= WHAT THE EXERCISE ASKS =
Find the lines below that contain the word "page" and count them. Only the number should be given.

..............................

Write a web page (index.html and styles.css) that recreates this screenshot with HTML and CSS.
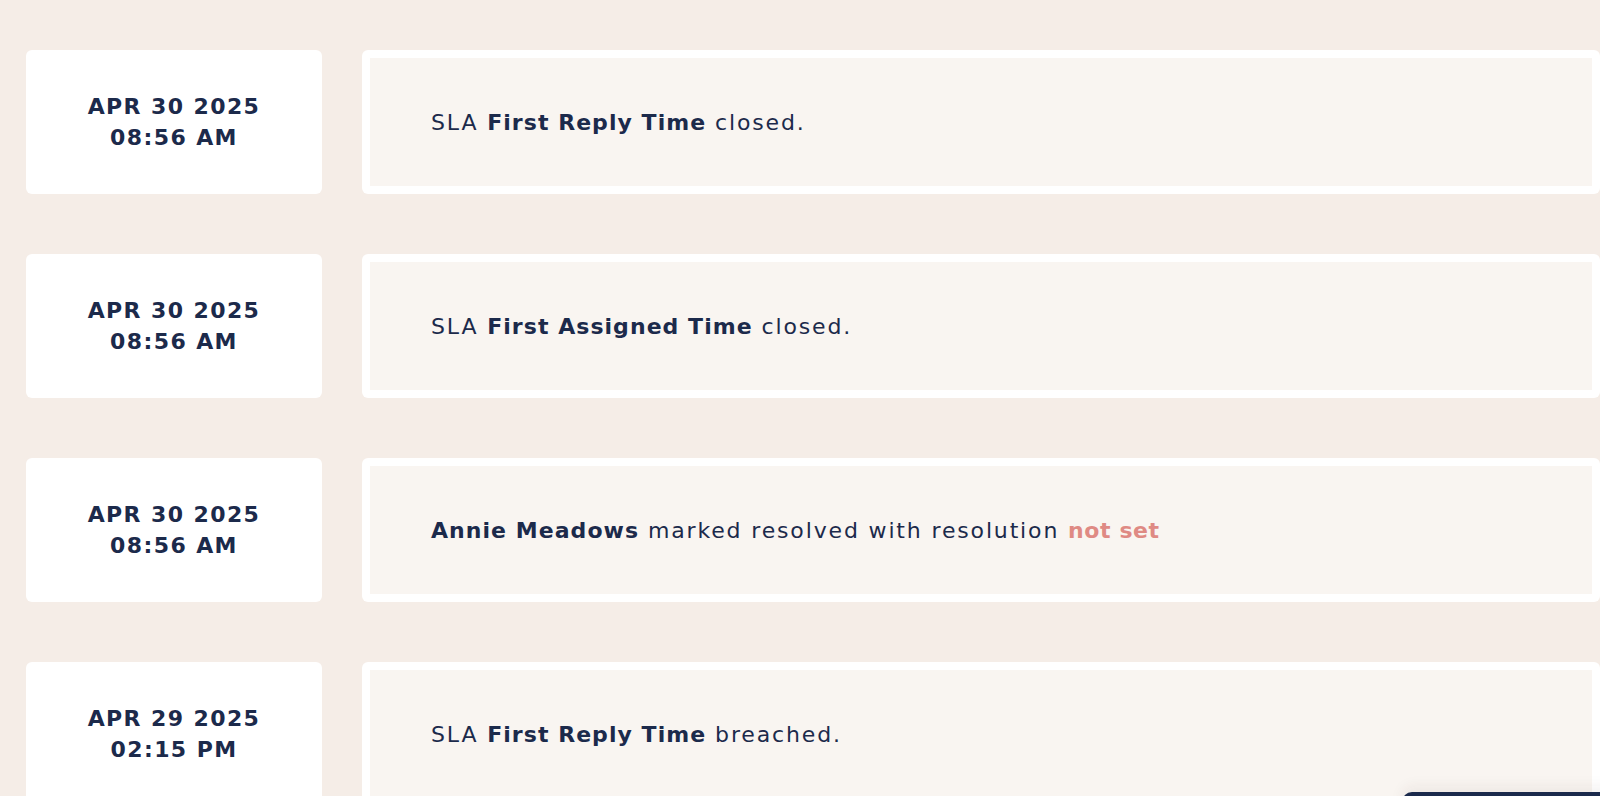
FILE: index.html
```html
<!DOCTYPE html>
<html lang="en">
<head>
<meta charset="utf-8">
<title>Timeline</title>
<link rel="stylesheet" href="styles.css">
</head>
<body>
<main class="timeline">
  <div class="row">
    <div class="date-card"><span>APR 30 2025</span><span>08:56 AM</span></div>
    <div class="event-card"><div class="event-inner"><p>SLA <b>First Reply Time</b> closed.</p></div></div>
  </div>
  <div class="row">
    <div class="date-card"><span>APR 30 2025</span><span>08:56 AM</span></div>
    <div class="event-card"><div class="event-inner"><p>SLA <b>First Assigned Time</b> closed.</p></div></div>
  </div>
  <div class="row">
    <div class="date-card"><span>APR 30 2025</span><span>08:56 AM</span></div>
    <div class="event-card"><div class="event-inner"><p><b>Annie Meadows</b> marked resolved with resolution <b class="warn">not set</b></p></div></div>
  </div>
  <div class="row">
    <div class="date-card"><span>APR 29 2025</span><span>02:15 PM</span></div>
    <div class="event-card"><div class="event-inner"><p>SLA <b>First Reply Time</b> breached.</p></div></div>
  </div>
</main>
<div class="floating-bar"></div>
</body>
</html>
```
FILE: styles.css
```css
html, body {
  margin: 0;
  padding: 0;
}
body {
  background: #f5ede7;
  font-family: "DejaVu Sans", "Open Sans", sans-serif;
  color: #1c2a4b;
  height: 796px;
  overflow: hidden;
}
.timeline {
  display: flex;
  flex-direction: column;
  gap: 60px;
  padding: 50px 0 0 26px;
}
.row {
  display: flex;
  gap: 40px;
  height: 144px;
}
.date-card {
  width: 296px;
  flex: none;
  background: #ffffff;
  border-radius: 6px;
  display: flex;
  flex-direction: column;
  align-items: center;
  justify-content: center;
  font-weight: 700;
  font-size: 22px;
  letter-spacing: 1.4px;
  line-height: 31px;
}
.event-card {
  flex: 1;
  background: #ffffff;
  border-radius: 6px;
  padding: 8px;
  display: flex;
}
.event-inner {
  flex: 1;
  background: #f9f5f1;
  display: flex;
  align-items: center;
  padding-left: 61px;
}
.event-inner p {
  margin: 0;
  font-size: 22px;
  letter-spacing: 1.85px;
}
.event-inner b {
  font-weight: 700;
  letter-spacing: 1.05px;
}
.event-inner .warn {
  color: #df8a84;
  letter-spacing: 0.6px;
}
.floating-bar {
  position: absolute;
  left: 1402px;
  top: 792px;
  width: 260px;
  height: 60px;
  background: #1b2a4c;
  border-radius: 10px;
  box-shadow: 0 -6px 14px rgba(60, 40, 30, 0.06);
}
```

..............................

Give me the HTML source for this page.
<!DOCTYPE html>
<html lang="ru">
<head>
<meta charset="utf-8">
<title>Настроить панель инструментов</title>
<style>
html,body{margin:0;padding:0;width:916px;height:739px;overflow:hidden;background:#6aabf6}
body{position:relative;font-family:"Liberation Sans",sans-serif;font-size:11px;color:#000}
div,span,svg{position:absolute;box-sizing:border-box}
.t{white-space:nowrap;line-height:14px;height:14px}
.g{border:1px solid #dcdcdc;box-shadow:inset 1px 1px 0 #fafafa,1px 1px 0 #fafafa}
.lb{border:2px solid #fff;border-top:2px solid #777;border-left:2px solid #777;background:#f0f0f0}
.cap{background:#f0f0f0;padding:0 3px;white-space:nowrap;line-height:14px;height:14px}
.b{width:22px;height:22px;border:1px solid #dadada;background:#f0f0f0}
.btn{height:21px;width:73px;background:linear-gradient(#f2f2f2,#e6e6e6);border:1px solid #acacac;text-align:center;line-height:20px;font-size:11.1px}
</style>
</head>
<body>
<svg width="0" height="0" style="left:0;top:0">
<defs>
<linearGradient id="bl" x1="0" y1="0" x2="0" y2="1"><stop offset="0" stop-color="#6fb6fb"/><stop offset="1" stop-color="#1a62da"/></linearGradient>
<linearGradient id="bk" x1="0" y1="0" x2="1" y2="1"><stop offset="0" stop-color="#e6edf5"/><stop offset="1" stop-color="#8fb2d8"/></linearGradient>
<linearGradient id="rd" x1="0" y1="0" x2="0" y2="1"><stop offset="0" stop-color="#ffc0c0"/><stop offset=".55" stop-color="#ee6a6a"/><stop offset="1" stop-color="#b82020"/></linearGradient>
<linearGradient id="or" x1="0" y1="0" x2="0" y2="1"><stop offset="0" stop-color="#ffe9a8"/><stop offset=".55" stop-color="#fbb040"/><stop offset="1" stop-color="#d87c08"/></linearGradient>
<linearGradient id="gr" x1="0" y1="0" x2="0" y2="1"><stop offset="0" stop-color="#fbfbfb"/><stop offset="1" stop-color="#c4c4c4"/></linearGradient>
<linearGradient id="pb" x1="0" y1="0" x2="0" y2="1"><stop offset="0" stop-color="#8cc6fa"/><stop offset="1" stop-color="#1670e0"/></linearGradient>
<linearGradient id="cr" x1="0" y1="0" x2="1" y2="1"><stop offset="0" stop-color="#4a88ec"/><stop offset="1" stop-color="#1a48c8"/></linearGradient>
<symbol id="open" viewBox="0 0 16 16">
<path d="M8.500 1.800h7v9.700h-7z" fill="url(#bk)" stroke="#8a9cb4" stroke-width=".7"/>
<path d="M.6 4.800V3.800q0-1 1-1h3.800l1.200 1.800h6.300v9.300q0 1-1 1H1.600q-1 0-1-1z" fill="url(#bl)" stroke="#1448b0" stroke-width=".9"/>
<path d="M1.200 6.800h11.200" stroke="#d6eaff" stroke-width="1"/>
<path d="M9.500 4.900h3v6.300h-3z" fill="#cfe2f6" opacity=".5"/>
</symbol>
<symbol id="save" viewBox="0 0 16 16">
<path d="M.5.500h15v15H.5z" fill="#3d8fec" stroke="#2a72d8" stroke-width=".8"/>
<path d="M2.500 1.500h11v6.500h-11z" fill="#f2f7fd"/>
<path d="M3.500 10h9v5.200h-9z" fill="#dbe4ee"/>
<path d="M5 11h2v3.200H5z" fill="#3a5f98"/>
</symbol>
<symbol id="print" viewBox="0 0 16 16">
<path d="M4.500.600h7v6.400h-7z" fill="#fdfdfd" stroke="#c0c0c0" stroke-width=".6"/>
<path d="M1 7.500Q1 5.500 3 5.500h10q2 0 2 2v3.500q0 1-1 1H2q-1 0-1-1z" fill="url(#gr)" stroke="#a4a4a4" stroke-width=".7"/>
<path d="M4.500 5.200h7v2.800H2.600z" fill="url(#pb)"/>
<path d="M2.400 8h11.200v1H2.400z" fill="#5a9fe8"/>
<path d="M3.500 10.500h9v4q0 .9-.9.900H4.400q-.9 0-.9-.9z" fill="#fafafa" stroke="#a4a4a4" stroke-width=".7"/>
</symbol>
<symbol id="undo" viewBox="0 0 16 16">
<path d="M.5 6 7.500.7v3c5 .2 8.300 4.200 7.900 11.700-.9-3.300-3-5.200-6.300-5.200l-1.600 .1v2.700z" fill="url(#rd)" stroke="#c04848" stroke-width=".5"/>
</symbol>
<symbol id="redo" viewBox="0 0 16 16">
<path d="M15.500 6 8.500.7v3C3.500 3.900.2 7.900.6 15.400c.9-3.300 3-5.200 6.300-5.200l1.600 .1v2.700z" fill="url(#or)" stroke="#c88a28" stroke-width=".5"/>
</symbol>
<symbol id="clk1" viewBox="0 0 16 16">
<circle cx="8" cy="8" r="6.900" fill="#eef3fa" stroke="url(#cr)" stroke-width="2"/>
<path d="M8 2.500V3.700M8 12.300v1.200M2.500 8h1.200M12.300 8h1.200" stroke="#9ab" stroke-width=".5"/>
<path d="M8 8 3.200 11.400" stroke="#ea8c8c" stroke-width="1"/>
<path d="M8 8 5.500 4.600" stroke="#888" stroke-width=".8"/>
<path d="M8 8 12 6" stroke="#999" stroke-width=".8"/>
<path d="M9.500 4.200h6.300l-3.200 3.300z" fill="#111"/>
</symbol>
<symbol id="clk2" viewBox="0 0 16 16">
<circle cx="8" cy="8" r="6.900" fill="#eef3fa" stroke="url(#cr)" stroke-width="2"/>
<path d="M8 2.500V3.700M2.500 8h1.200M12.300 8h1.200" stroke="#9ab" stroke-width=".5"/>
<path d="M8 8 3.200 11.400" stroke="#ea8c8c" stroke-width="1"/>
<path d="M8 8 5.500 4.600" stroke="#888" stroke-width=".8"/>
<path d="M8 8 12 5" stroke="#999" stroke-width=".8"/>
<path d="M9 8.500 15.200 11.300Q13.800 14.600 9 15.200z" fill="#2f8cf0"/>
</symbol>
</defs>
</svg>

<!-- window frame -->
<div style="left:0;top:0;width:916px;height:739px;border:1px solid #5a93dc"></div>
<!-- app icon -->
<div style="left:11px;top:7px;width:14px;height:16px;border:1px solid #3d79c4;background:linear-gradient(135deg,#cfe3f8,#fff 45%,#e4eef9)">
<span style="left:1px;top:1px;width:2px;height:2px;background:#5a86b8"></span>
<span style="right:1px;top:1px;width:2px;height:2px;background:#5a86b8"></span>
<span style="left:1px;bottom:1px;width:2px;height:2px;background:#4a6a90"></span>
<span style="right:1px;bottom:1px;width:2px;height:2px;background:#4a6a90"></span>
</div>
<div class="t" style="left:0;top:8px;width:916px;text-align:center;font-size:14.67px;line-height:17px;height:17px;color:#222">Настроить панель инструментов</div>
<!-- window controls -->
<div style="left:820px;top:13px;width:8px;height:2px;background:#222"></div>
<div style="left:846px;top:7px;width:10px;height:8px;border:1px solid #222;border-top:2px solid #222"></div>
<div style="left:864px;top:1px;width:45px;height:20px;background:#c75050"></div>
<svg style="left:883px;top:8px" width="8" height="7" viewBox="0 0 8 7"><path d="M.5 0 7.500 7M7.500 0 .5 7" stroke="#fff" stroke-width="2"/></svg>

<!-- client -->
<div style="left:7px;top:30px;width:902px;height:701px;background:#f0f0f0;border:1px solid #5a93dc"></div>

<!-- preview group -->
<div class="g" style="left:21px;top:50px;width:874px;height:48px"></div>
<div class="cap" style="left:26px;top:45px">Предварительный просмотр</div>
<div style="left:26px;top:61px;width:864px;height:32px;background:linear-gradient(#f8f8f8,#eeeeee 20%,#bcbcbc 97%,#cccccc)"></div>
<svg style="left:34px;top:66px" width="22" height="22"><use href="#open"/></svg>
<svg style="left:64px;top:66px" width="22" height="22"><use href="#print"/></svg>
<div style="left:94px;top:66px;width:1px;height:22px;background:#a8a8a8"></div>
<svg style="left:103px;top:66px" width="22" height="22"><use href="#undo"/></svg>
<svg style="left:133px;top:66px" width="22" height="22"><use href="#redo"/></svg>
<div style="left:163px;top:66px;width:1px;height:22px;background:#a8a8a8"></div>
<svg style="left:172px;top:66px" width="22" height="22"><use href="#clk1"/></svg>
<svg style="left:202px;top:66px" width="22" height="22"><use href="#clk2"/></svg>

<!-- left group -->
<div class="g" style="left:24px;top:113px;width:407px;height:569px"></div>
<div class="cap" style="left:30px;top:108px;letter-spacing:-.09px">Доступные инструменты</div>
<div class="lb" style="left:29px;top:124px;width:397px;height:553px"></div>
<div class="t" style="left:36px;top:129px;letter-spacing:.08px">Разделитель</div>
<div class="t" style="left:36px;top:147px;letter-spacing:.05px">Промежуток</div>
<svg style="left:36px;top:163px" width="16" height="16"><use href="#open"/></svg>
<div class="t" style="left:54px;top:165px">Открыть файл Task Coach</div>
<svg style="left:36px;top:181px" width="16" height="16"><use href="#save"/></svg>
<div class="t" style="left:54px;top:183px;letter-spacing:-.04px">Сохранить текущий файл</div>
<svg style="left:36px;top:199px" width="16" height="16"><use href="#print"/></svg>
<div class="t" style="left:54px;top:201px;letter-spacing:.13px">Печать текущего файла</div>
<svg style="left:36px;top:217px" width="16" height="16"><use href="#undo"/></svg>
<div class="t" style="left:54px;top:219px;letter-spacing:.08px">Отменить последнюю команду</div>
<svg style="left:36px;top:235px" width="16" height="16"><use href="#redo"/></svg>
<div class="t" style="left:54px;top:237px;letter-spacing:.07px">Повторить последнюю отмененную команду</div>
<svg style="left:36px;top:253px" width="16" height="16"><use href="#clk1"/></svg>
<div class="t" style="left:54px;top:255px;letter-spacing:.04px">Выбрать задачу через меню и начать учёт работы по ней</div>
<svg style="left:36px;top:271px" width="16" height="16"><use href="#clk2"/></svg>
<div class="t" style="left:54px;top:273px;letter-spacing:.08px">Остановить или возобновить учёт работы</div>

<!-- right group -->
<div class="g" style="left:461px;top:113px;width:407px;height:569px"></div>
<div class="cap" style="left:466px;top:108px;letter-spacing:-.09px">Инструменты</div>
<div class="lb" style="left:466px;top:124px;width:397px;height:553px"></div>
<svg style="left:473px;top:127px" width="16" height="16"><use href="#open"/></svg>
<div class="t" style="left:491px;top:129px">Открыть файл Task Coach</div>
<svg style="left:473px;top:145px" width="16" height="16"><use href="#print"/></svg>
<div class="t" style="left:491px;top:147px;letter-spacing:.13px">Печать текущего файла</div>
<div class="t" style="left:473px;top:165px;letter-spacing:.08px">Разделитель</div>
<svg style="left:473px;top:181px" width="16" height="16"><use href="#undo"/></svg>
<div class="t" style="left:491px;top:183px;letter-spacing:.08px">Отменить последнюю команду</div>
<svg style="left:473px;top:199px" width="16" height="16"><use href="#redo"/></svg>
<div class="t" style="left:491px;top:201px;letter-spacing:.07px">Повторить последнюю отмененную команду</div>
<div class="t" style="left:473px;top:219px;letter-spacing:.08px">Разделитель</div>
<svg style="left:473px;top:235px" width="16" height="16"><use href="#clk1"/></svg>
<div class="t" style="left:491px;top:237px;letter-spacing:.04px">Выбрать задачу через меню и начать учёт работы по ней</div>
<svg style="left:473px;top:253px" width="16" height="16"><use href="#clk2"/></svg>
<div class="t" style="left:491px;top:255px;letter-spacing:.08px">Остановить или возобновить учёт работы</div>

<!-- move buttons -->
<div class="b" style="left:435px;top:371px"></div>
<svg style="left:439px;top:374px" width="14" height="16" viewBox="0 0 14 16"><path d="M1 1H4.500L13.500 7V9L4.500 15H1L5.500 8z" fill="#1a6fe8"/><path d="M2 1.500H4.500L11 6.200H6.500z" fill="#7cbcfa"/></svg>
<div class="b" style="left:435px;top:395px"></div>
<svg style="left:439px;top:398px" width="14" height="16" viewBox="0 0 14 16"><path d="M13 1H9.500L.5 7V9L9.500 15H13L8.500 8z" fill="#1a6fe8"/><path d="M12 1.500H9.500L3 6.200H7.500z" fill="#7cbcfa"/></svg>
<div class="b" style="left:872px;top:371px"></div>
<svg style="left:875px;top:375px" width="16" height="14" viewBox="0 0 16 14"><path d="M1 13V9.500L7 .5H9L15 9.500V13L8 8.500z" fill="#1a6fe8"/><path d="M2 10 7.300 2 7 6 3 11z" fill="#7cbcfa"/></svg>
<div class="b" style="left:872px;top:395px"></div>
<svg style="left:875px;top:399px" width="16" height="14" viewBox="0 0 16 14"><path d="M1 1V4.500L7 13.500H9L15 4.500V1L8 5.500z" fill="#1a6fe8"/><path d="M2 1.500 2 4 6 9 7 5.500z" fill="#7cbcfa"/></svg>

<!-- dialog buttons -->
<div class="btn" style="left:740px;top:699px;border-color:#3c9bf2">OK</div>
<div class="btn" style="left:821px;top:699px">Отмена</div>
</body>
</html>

..............................

= CORRECT RESPONSE =
2